The logit function maps probabilities to values in the real space. Thus, the probability of an event/outcome/success being true \((y=1)\) given the set of predictors \(x_i\), which is our data, is written as

\[logit(P(y=1|x_i))= \beta_0+ \beta_1x_1+ \beta_2x_2+ ... +\beta_kx_k\text{.}\]

For simplification we express the inverse of the function above as

\[\phi(\eta) = \frac{1}{1+e^{-\eta}}\text{,}\]

where \(\eta\) is the linear combination of coefficients \((\beta_i)\) and predictor variables \((x_i)\), calculated as \(\eta = \beta_0+ \beta_1x_1+ \beta_2x_2+ ... +\beta_kx_k\).

The parameters \((\beta_i)\) of the logit model are estimated by the method of maximum likelihood. However, there is no closed-form solution, so the maximum likelihood estimates are obtained by using iterative algorithms such as Newton-Raphson, iteratively re-weighted least squares (IRLS) or gradient descent, among others.

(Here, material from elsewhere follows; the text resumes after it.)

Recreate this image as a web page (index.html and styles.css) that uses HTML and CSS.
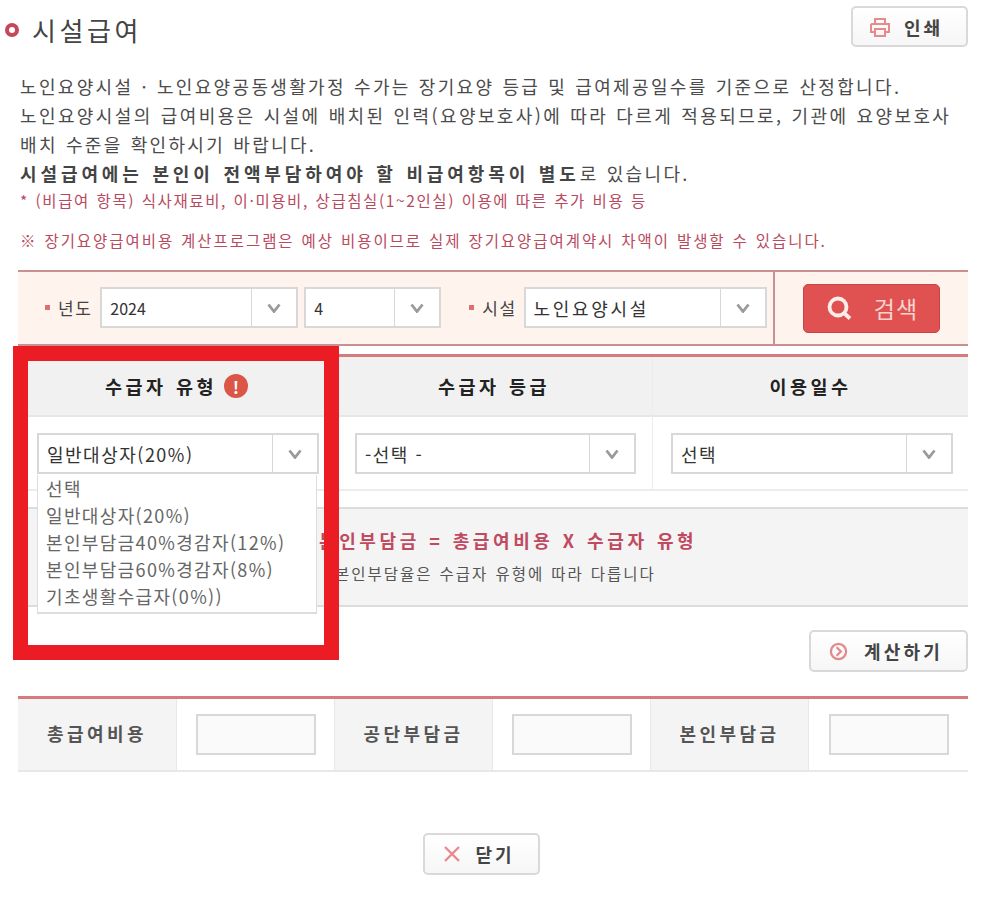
FILE: index.html
```html
<!DOCTYPE html>
<html lang="ko">
<head>
<meta charset="utf-8">
<title>시설급여</title>
<link rel="stylesheet" href="styles.css">
</head>
<body>
<main class="page">
  <header class="head">
    <h1 class="title"><span class="ring"></span>시설급여</h1>
    <a class="btn btn-print">
      <svg viewBox="0 0 20 20" width="20" height="20" fill="none" stroke="#e88a8c" stroke-width="2"><path d="M5 7V2h10v5M1 7h18v8h-4M5 15H1V7M5 12h10v7H5z"/></svg>
      <span>인쇄</span>
    </a>
  </header>

  <section class="intro">
    <p>노인요양시설 · 노인요양공동생활가정 수가는 장기요양 등급 및 급여제공일수를 기준으로 산정합니다.</p>
    <p class="tight">노인요양시설의 급여비용은 시설에 배치된 인력(요양보호사)에 따라 다르게 적용되므로, 기관에 요양보호사</p>
    <p>배치 수준을 확인하시기 바랍니다.</p>
    <p><strong>시설급여에는 본인이 전액부담하여야 할 비급여항목이 별도</strong>로 있습니다.</p>
    <p class="note">* (비급여 항목) 식사재료비, 이·미용비, 상급침실(1~2인실) 이용에 따른 추가 비용 등</p>
    <p class="warn">※ 장기요양급여비용 계산프로그램은 예상 비용이므로 실제 장기요양급여계약시 차액이 발생할 수 있습니다.</p>
  </section>

  <section class="search">
    <div class="filters">
      <span class="lab lab-year">년도</span>
      <div class="sel sel-year"><span class="val num">2024</span><i class="arr"><svg viewBox="0 0 14 10" width="14" height="10"><path d="M1.500 1.500L7 8.500l5.500-7" fill="none" stroke="#9a9a9a" stroke-width="2.800"/></svg></i></div>
      <div class="sel sel-month"><span class="val num">4</span><i class="arr"><svg viewBox="0 0 14 10" width="14" height="10"><path d="M1.500 1.500L7 8.500l5.500-7" fill="none" stroke="#9a9a9a" stroke-width="2.800"/></svg></i></div>
      <span class="lab lab-fac">시설</span>
      <div class="sel sel-fac"><span class="val">노인요양시설</span><i class="arr"><svg viewBox="0 0 14 10" width="14" height="10"><path d="M1.500 1.500L7 8.500l5.500-7" fill="none" stroke="#9a9a9a" stroke-width="2.800"/></svg></i></div>
    </div>
    <div class="search-side">
      <a class="btn-search">
        <svg viewBox="0 0 28 28" width="28" height="28" fill="none" stroke="#fdeeea" stroke-width="3.800"><circle cx="13" cy="13" r="8.500"/><path d="M19 19l6 5.500"/></svg>
        <span>검색</span>
      </a>
    </div>
  </section>

  <section class="calc">
    <div class="calc-col">
      <div class="calc-head">수급자 유형<span class="alert">!</span></div>
      <div class="calc-body"><div class="sel sel-full"><span class="val">일반대상자(20%)</span><i class="arr"><svg viewBox="0 0 14 10" width="14" height="10"><path d="M1.500 1.500L7 8.500l5.500-7" fill="none" stroke="#9a9a9a" stroke-width="2.800"/></svg></i></div></div>
    </div>
    <div class="calc-col">
      <div class="calc-head">수급자 등급</div>
      <div class="calc-body"><div class="sel sel-full"><span class="val">-선택 -</span><i class="arr"><svg viewBox="0 0 14 10" width="14" height="10"><path d="M1.500 1.500L7 8.500l5.500-7" fill="none" stroke="#9a9a9a" stroke-width="2.800"/></svg></i></div></div>
    </div>
    <div class="calc-col">
      <div class="calc-head">이용일수</div>
      <div class="calc-body"><div class="sel sel-full"><span class="val">선택</span><i class="arr"><svg viewBox="0 0 14 10" width="14" height="10"><path d="M1.500 1.500L7 8.500l5.500-7" fill="none" stroke="#9a9a9a" stroke-width="2.800"/></svg></i></div></div>
    </div>
  </section>

  <section class="formula">
    <p class="f-main">본인부담금 = 총급여비용 X 수급자 유형</p>
    <p class="f-sub">본인부담율은 수급자 유형에 따라 다릅니다</p>
  </section>

  <div class="calc-action">
    <a class="btn btn-calc">
      <svg viewBox="0 0 20 20" width="19" height="19" fill="none" stroke="#e28a8c" stroke-width="2.400"><circle cx="10" cy="10" r="8"/><path d="M8 5.500l4.500 4.500L8 14.500"/></svg>
      <span>계산하기</span>
    </a>
  </div>

  <section class="result">
    <div class="r-th">총급여비용</div><div class="r-td"><input class="r-input" type="text"></div>
    <div class="r-th">공단부담금</div><div class="r-td"><input class="r-input" type="text"></div>
    <div class="r-th">본인부담금</div><div class="r-td"><input class="r-input" type="text"></div>
  </section>

  <div class="close-row">
    <a class="btn btn-close">
      <svg viewBox="0 0 18 18" width="18" height="18" fill="none" stroke="#e88a8c" stroke-width="2.400"><path d="M2 2l14 14M16 2L2 16"/></svg>
      <span>닫기</span>
    </a>
  </div>

  <ul class="dropdown">
    <li>선택</li>
    <li>일반대상자(20%)</li>
    <li>본인부담금40%경감자(12%)</li>
    <li>본인부담금60%경감자(8%)</li>
    <li>기초생활수급자(0%))</li>
  </ul>
  <div class="highlight"></div>
</main>
</body>
</html>
```

FILE: styles.css
```css
* { box-sizing: border-box; }
html, body { margin: 0; padding: 0; background: #fff; }
body {
  font-family: "Noto Sans CJK KR", "Noto Sans", sans-serif;
  color: #444;
  height: 897px;
  overflow: hidden;
}
p, h1, ul { margin: 0; padding: 0; }
.page { position: relative; width: 988px; height: 897px; padding: 6px 20px 0 18px; }

.head { display: flex; justify-content: space-between; align-items: flex-start; height: 41px; }
.title {
  display: flex; align-items: center; gap: 13px; margin: 4px 0 0 -13px;
  font-size: 26px; font-weight: 400; line-height: 40px; letter-spacing: 3.600px; color: #444;
}
.ring { width: 14px; height: 14px; border: 4px solid #c5485a; border-radius: 50%; }
.btn {
  display: flex; align-items: center; justify-content: center;
  background: linear-gradient(#fff, #f6f6f6);
  border: 2px solid #d9d9d9; border-radius: 5px;
  font-weight: 700; color: #444; letter-spacing: 3px; font-size: 18px;
}
.btn-print { width: 117px; height: 41px; gap: 14px; padding-right: 6px; }

.intro { margin: 25px 0 0 2px; font-size: 18px; line-height: 29px; letter-spacing: 2.340px; word-spacing: .7px; color: #4b4b4b; white-space: nowrap; }
.intro .tight { letter-spacing: 2.390px; }
.intro strong { font-weight: 700; letter-spacing: 3.900px; color: #444; }
.note { font-size: 15.500px; line-height: 24px; color: #b84a60; letter-spacing: 1.600px; }
.warn { font-size: 15.500px; line-height: 24px; color: #b84a60; letter-spacing: 1.950px; margin-top: 16px; }

.search {
  display: flex; height: 76px; margin-top: 18px;
  background: #fff3ee;
  border-top: 2px solid #c99292; border-bottom: 2px solid #c99292;
}
.filters { flex: 1; display: flex; align-items: center; padding-bottom: 1px; border-right: 2px solid #c99292; }
.search-side { width: 193px; display: flex; align-items: center; padding-left: 28px; }
.lab { display: flex; align-items: center; font-size: 17px; letter-spacing: 1.500px; color: #444; white-space: nowrap; }
.lab::before { content: ""; width: 5px; height: 5px; margin-right: 8px; background: #dd6f70; }
.lab-year { margin-left: 27px; margin-right: 8px; }
.lab-fac { margin-left: 28px; margin-right: 7px; }
.sel {
  display: flex; align-items: stretch; height: 41px;
  background: #fff; border: 2px solid #d8d8d8; color: #333; font-size: 18px;
}
.val { flex: 1; display: flex; align-items: center; padding-left: 8px; white-space: nowrap; letter-spacing: 1.500px; }
.num { font-size: 16px; letter-spacing: 0; }
.arr { width: 45px; display: flex; align-items: center; justify-content: center; border-left: 1px solid #d8d8d8; }
.sel-year { width: 198px; }
.sel-month { width: 137px; margin-left: 6px; }
.sel-fac { width: 243px; }
.sel-fac .val { letter-spacing: 2.700px; }
.btn-search {
  width: 137px; height: 49px; display: flex; align-items: center; justify-content: center; gap: 21px;
  background: #e05252; border: 1px solid #c94444; border-radius: 5px;
  color: #f9d3cf; font-size: 23px; font-weight: 400; letter-spacing: 1px;
}

.calc { display: grid; grid-template-columns: 317px 317px 316px; margin-top: 8px; border-top: 3px solid #d67a7c; }
.calc-col + .calc-col { border-left: 1px solid #ececec; }
.calc-head {
  height: 60px; display: flex; align-items: center; justify-content: center; gap: 7px;
  background: #f1f1f1; border-bottom: 2px solid #e6e6e6;
  font-size: 18.500px; font-weight: 700; color: #222; letter-spacing: 3.500px; word-spacing: .7px;
}
.alert {
  width: 24px; height: 24px; border-radius: 50%; background: #dc5648; color: #fff;
  display: flex; align-items: center; justify-content: center; font-size: 17px; letter-spacing: 0;
}
.calc-body { height: 74px; padding: 16px 16px 0 19px; border-bottom: 2px solid #ececec; }
.calc-col:last-child .calc-body { padding-left: 18px; padding-right: 15px; }
.sel-full { width: 100%; }

.formula {
  height: 100px; margin-top: 16px; padding: 16px 0 0 301px;
  background: #f4f4f4; border-top: 2px solid #dcdcdc; border-bottom: 2px solid #dcdcdc;
}
.f-main { font-size: 18px; font-weight: 700; line-height: 30px; color: #c04a60; letter-spacing: 3.600px; word-spacing: .7px; }
.f-sub { font-size: 15.500px; line-height: 30px; color: #555; letter-spacing: 2px; word-spacing: .7px; margin-top: 3px; padding-left: 16px; }

.calc-action { display: flex; justify-content: flex-end; margin-top: 23px; }
.btn-calc { width: 159px; height: 42px; gap: 16px; letter-spacing: 3.200px; padding-right: 5px; }

.result {
  display: grid; grid-template-columns: 159px 158px 158px 158px 158px 159px;
  margin-top: 24px; height: 76px;
  border-top: 3px solid #d67a7c; border-bottom: 2px solid #e8e8e8;
}
.r-th {
  display: flex; align-items: center; justify-content: center; padding-bottom: 3px;
  background: #f4f4f4; border-right: 1px solid #e8e8e8;
  font-size: 18px; font-weight: 700; color: #555; letter-spacing: 3.400px;
}
.r-td { display: flex; align-items: center; justify-content: center; border-right: 1px solid #e8e8e8; }
.r-td:last-child { border-right: 0; }
.r-input { width: 120px; height: 41px; border: 2px solid #d8d8d8; background: #fafafa; }

.close-row { display: flex; justify-content: center; margin-top: 61px; padding-right: 23px; }
.btn-close { width: 117px; height: 42px; gap: 14px; padding-right: 5px; }

.dropdown {
  position: absolute; left: 37px; top: 475px; width: 280px; height: 139px;
  list-style: none; padding: 0 0 0 8px;
  background: #fff; border: 1px solid #ddd; border-top: 0; border-bottom-width: 2px;
  font-size: 18px; line-height: 27px; color: #666; letter-spacing: 1.350px;
}
.highlight {
  position: absolute; left: 13px; top: 346px; width: 326px; height: 314px;
  border: 15px solid #ec1c24; pointer-events: none;
}
```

The output of the sigmoid function is interpreted as the probability of a particular observation belonging to class 1. It is written as \(\phi(\eta)=P(y=1|x_i,\beta_i)\), the probability of success \((y=1)\) given the predictor variables \(x_i\) parametrized by the coefficients \(\beta_i\). For example, if we compute \(\phi(\eta)=0.65\) for a particular observation, this means that the chance of this observation belonging to class 1 is 65 %. Similarly, the probability of this observation belonging to class 2 is calculated as \(\phi(\eta)=P(y=0|x_i,\beta_i)= 1 - P(y=1|x_i,\beta_i)=1-0.65=0.35\) or   35 %. For class assignment the predicted probability is then converted into a binary outcome via a unit step function:

\[ \hat y = \begin{cases} 1, & \text{if $\phi(\eta) \ge$ 0.5} \\ 0, & \text{otherwise.} \end{cases} \]


Citation

The E-Learning project SOGA-R was developed at the Department of Earth Sciences by Kai Hartmann, Joachim Krois and Annette Rudolph. You can reach us via mail by soga[at]zedat.fu-berlin.de.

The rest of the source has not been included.